What Hasbro did to G.I. Joe makes me pine for the days when there was one action figure with fuzz on his head and a scar on his cheek.
So I thought the question was flooding the market with accessories (not more of the same character in another book). Personally, I could care less if there is a Wolverine diaper (but that does make me think of Shnikt! in a whole new way), but I would not appreciate Wolverine appearing in every comic like the 90s…and I guess forever after. :)
Depends on what gets included in the flood.
Look back at the Batman toyline that spawned out of the 80’s movie. All those variant repaints of Batman flooding the stores were a bad idea when the line was almost exclusively Batman variants. It took a couple of years before they added Robin, villains were seldom released and stores were so overcrowded with them that the prices dropped by half WITHOUT being a clearance item. I think it was said best by some little boy I overheard in the store, “I like Batman, but why does he change clothes more than Barbie?”.
If a flood of items includes a variety, then it isn’t so bad. There are fans of all kinds who may need something specific to display that they love a certain thing, so being able to find a Doctor Who coffee mug, a D&D wallet or a Star Wars mouse pad isn’t too bad. There CAN be too much of a good thing, but a variety of items in itself isn’t too bad.
And I wish they’d make Monkees Guitar Hero as well. I need more reasons to wear my Mike Nesmith style hat.
Let’s talk Transformers:
The new toy line for Transformers: Prime has at least four Bumblebee molds in it. The Transformers toylines have always been built on repaints, but those repaints are usually distinct characters. In the $12 there are three ‘Bee molds taking up spots that other characters could have. The stores here in Georgia look like beehives :)
History tends to repeat itself, it seems. It is just as bad as the old Batman toy line made up of almost nothing but Batman repaints.

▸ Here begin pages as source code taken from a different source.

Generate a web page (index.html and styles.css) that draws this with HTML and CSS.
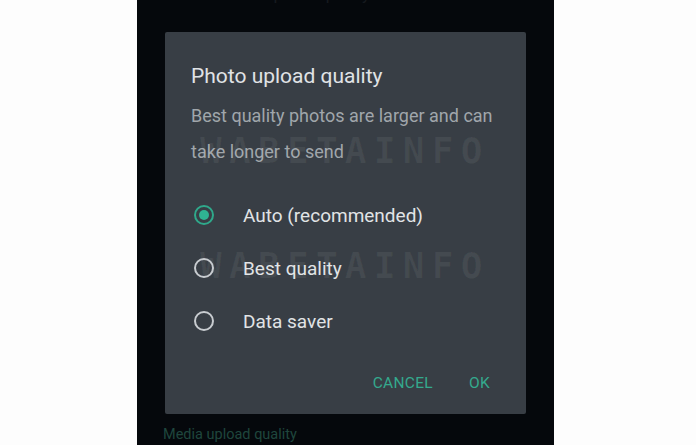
FILE: index.html
```html
<!DOCTYPE html>
<html>
<head>
<meta charset="utf-8">
<link rel="stylesheet" href="styles.css">
</head>
<body>
<div class="phone">
  <div class="behind-top"><span class="behind-top-text">Photo upload quality</span></div>
  <div class="dialog">
    <div class="watermark wm1">WABETAINFO</div>
    <div class="watermark wm2">WABETAINFO</div>
    <h1 class="title">Photo upload quality</h1>
    <p class="desc">Best quality photos are larger and can take longer to send</p>
    <div class="options">
      <div class="option"><span class="radio checked"></span><span class="label">Auto (recommended)</span></div>
      <div class="option"><span class="radio"></span><span class="label">Best quality</span></div>
      <div class="option"><span class="radio"></span><span class="label">Data saver</span></div>
    </div>
    <div class="actions">
      <span class="btn">CANCEL</span>
      <span class="btn">OK</span>
    </div>
  </div>
  <div class="behind-bottom">Media upload quality</div>
</div>
</body>
</html>
```
FILE: styles.css
```css
html, body {
  margin: 0;
  padding: 0;
  background: #fdfdfd;
  height: 445px;
  overflow: hidden;
  font-family: Roboto, "Liberation Sans", sans-serif;
}
.phone {
  margin-left: 137px;
  width: 417px;
  height: 445px;
  background: #05080c;
  box-sizing: border-box;
  padding-left: 28px;
  overflow: hidden;
}
.behind-top {
  height: 32px;
  overflow: hidden;
  padding-left: 50px;
}
.behind-top-text {
  display: block;
  margin-top: -16px;
  font-size: 17px;
  line-height: 20px;
  color: #161a1f;
}
.dialog {
  position: relative;
  width: 361px;
  height: 382px;
  background: #383e45;
  border-radius: 2px;
  box-sizing: border-box;
  padding: 0 0 0 26px;
  display: flex;
  flex-direction: column;
}
.watermark {
  position: absolute;
  left: 35px;
  font-family: "DejaVu Sans Mono", monospace;
  font-weight: bold;
  font-size: 36px;
  letter-spacing: 7.3px;
  line-height: 36px;
  color: rgba(255, 255, 255, 0.06);
  white-space: nowrap;
}
.wm1 { top: 101px; }
.wm2 { top: 216px; }
.title {
  margin: 31px 0 0 0;
  font-size: 21px;
  line-height: 26px;
  font-weight: 400;
  color: #e0e3e6;
}
.desc {
  margin: 9px 0 0 0;
  width: 320px;
  font-size: 18px;
  line-height: 36px;
  color: #a0a6ab;
}
.options {
  margin-top: 18px;
  display: flex;
  flex-direction: column;
}
.option {
  height: 53px;
  display: flex;
  align-items: center;
  padding-left: 3px;
}
.radio {
  flex: none;
  width: 20px;
  height: 20px;
  box-sizing: border-box;
  border: 2px solid #c8ccd0;
  border-radius: 50%;
  margin-right: 29px;
  position: relative;
}
.radio.checked {
  border-color: #2fa98b;
}
.radio.checked::after {
  content: "";
  position: absolute;
  left: 3px;
  top: 3px;
  width: 10px;
  height: 10px;
  border-radius: 50%;
  background: #2fb392;
}
.label {
  font-size: 19px;
  line-height: 24px;
  padding-top: 3px;
  color: #e1e4e6;
}
.actions {
  margin-top: auto;
  margin-bottom: 22px;
  display: flex;
  justify-content: flex-end;
  gap: 36px;
  padding-right: 36px;
}
.btn {
  font-size: 15.5px;
  color: #34a98d;
  letter-spacing: 0.3px;
}
.behind-bottom {
  margin-left: -2px;
  margin-top: 12px;
  font-size: 14.5px;
  color: #1f463d;
}
```
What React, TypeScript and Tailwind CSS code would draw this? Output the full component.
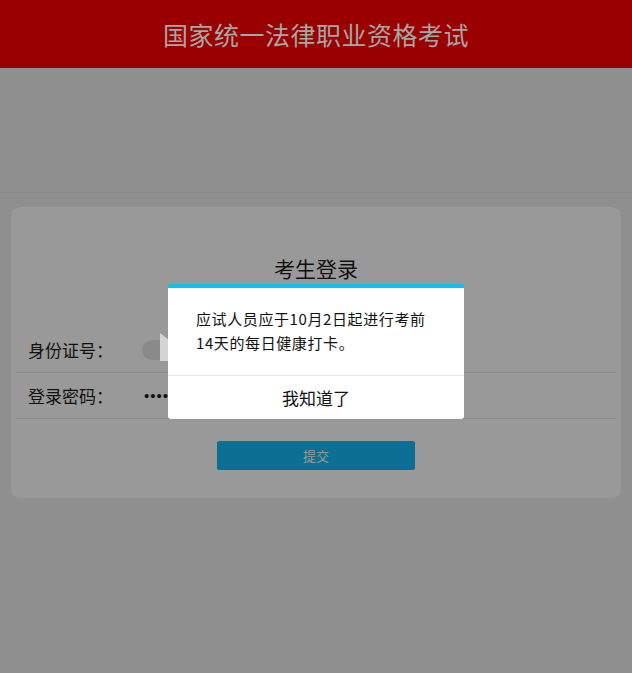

Don’t get me wrong, I’ve got plenty of TF toys that are the same except for a small resculpt, a cool paint job or some other minor difference, but even back when I was a kid I wasn’t too crazy about collecting multiples of the same character, let alone from the same set. In my current collection, my multiples of Optimus Prime are all different incarnations (G1, Robots in Disguise, Cyberton, etc), and even a few of those I only have because they were gifts.